Computational Modelling and Experimental Development of Novel Liquid Air Energy Storage Systems

As the planet shifts towards sustainable energy, the need for efficient, scalable, and geographically flexible energy storage solutions is paramount. LAES systems, characterized by their geographical independence, long lifespan, and potential for leveraging existing industrial infrastructure, are emerging as a viable solution to this challenge. The research presented in this thesis encompasses the development and analysis of innovative approaches to enhance the efficiency and integration capabilities of LAES systems. A significant focus is placed on the novel concept of using packed beds for the direct liquefaction and regasification of air, aiming to improve the energy performance of the system. A comprehensive model, formulated and refined using data from various sources, is introduced to evaluate this concept. Experimental investigations, including the development of a packed bed experimental pilot rig, demonstrate the conceptual viability of this approach.
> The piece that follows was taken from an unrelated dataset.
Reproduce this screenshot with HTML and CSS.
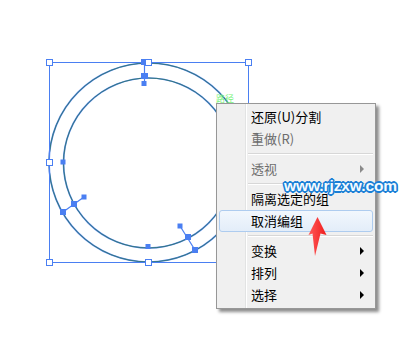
FILE: index.html
```html
<!DOCTYPE html>
<html>
<head>
<meta charset="utf-8">
<link rel="stylesheet" href="styles.css">
</head>
<body>
<div class="stage">
  <svg class="art" width="405" height="356" viewBox="0 0 405 356">
    <g fill="none">
      <circle cx="148.5" cy="162.5" r="99.5" stroke="#5a88ee" stroke-width="1.7"/>
      <circle cx="148.5" cy="162.5" r="99.5" stroke="#22704a" stroke-width="0.7"/>
      <circle cx="148.5" cy="163" r="85" stroke="#5a88ee" stroke-width="1.7"/>
      <circle cx="148.5" cy="163" r="85" stroke="#22704a" stroke-width="0.7"/>
      <rect x="49.5" y="62.5" width="199" height="200" stroke="#4a7ff2" stroke-width="1"/>
      <line x1="144.5" y1="62" x2="144.5" y2="84" stroke="#4a7ff2" stroke-width="1.2"/>
      <line x1="63" y1="212" x2="84" y2="197" stroke="#4a7ff2" stroke-width="1.2"/>
      <line x1="180" y1="226" x2="195" y2="250" stroke="#4a7ff2" stroke-width="1.2"/>
    </g>
    <g fill="#4a7ff2">
      <rect x="141" y="59" width="6" height="6"/>
      <rect x="141" y="73" width="7" height="6"/>
      <rect x="141.5" y="81" width="5" height="5"/>
      <rect x="60.5" y="159.5" width="5" height="5"/>
      <rect x="145.5" y="244" width="5" height="5"/>
      <rect x="60" y="209" width="6" height="6"/>
      <rect x="71" y="201" width="6" height="6"/>
      <rect x="81.5" y="194.5" width="5" height="5"/>
      <rect x="177.5" y="223.5" width="5" height="5"/>
      <rect x="185" y="234" width="6" height="6"/>
      <rect x="192" y="247" width="6" height="6"/>
    </g>
    <g fill="#fff" stroke="#4a7ff2" stroke-width="1">
      <rect x="46.5" y="59.5" width="6" height="6"/>
      <rect x="145.5" y="59.5" width="6" height="6"/>
      <rect x="245.5" y="59.5" width="6" height="6"/>
      <rect x="46.5" y="159.5" width="6" height="6"/>
      <rect x="46.5" y="259.5" width="6" height="6"/>
      <rect x="145.5" y="259.5" width="6" height="6"/>
    </g>
    <text x="216" y="101.5" class="pathlabel">路径</text>
  </svg>

  <div class="menu">
    <div class="item">还原(U)分割</div>
    <div class="item disabled">重做(R)</div>
    <div class="sep"></div>
    <div class="item disabled sub">透视</div>
    <div class="sep"></div>
    <div class="item">隔离选定的组</div>
    <div class="item hover">取消编组</div>
    <div class="sep"></div>
    <div class="item sub">变换</div>
    <div class="item sub">排列</div>
    <div class="item sub">选择</div>
  </div>

  <div class="watermark">www.rjzxw.com</div>

  <svg class="redarrow" width="405" height="356" viewBox="0 0 405 356">
    <defs>
      <linearGradient id="rg" x1="0" y1="0" x2="1" y2="0">
        <stop offset="0" stop-color="#ff5a5a"/>
        <stop offset="1" stop-color="#f01c1c"/>
      </linearGradient>
    </defs>
    <polygon points="317.5,217 326.5,235 320.5,233.5 315,256 312.5,233.5 308.5,235" fill="url(#rg)"/>
  </svg>
</div>
</body>
</html>
```
FILE: styles.css
```css
html, body {
  margin: 0;
  padding: 0;
  background: #fff;
}
.stage {
  position: relative;
  width: 405px;
  height: 356px;
  overflow: hidden;
  font-family: "Noto Sans CJK SC", "DejaVu Sans", sans-serif;
}
.art {
  display: block;
}
.pathlabel {
  font-family: "Noto Sans CJK SC", sans-serif;
  font-size: 9px;
  fill: #7cf27c;
}
.menu {
  position: absolute;
  left: 216px;
  top: 103px;
  width: 158px;
  padding: 2px 0;
  background: #f0f0f0;
  border: 1px solid #979797;
  box-shadow: 3px 3px 3px rgba(0, 0, 0, 0.45);
  background-image: linear-gradient(to right, transparent 28px, #e2e3e3 28px, #e2e3e3 29px, #ffffff 29px, #ffffff 30px, transparent 30px);
}
.item {
  position: relative;
  height: 19px;
  line-height: 19px;
  padding-bottom: 1px;
  margin: 0 2px;
  padding-left: 31px;
  border: 1px solid transparent;
  border-radius: 3px;
  font-size: 13px;
  color: #000;
  white-space: nowrap;
}
.item.disabled {
  color: #6d6d6d;
}
.item.hover {
  border-color: #aeccef;
  background: linear-gradient(#f2f7fd, #e3edf9);
}
.item.sub::after {
  content: "";
  position: absolute;
  right: 8px;
  top: 6px;
  border-left: 4px solid #000;
  border-top: 4px solid transparent;
  border-bottom: 4px solid transparent;
}
.item.disabled.sub::after {
  border-left-color: #8a8a8a;
}
.sep {
  height: 8px;
  margin-left: 31px;
  margin-right: 2px;
  background: linear-gradient(to bottom, transparent 3px, #d7d7d7 3px, #d7d7d7 4px, #ffffff 4px, #ffffff 5px, transparent 5px);
}
.watermark {
  position: absolute;
  left: 284px;
  top: 176px;
  font-family: "Liberation Sans", Arial, sans-serif;
  font-weight: bold;
  font-size: 15.5px;
  line-height: 20px;
  letter-spacing: -0.1px;
  color: #f4fbff;
  text-shadow:
    1.6px 0 0 #1a7fd6, -1.6px 0 0 #1a7fd6, 0 1.6px 0 #1a7fd6, 0 -1.6px 0 #1a7fd6,
    1.2px 1.2px 0 #1a7fd6, -1.2px 1.2px 0 #1a7fd6, 1.2px -1.2px 0 #1a7fd6, -1.2px -1.2px 0 #1a7fd6,
    0 0 2px #1a7fd6;
}
.redarrow {
  position: absolute;
  left: 0;
  top: 0;
  pointer-events: none;
}
```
The performance of the packed bed system, particularly in terms of energy efficiency, is critically assessed. Additionally, the thesis explores the integration of cryogenic CO2 capture in packed beds within LAES systems. A new model for cryogenic CO2 capture is developed. A parametric study using this model investigates the impact of a number of parameters on the performance of this cryogenic CO2 capture system. Building on these findings, the thesis finally proposes an innovative LAES system which integrates the packed bed model developed in this thesis into an LAES system. This packed bed LAES integrated system shows potential for high round-trip efficiency of up to 76%, and its modular nature makes it suitable for integration with external cold energy sources, such as LNG regasification terminals.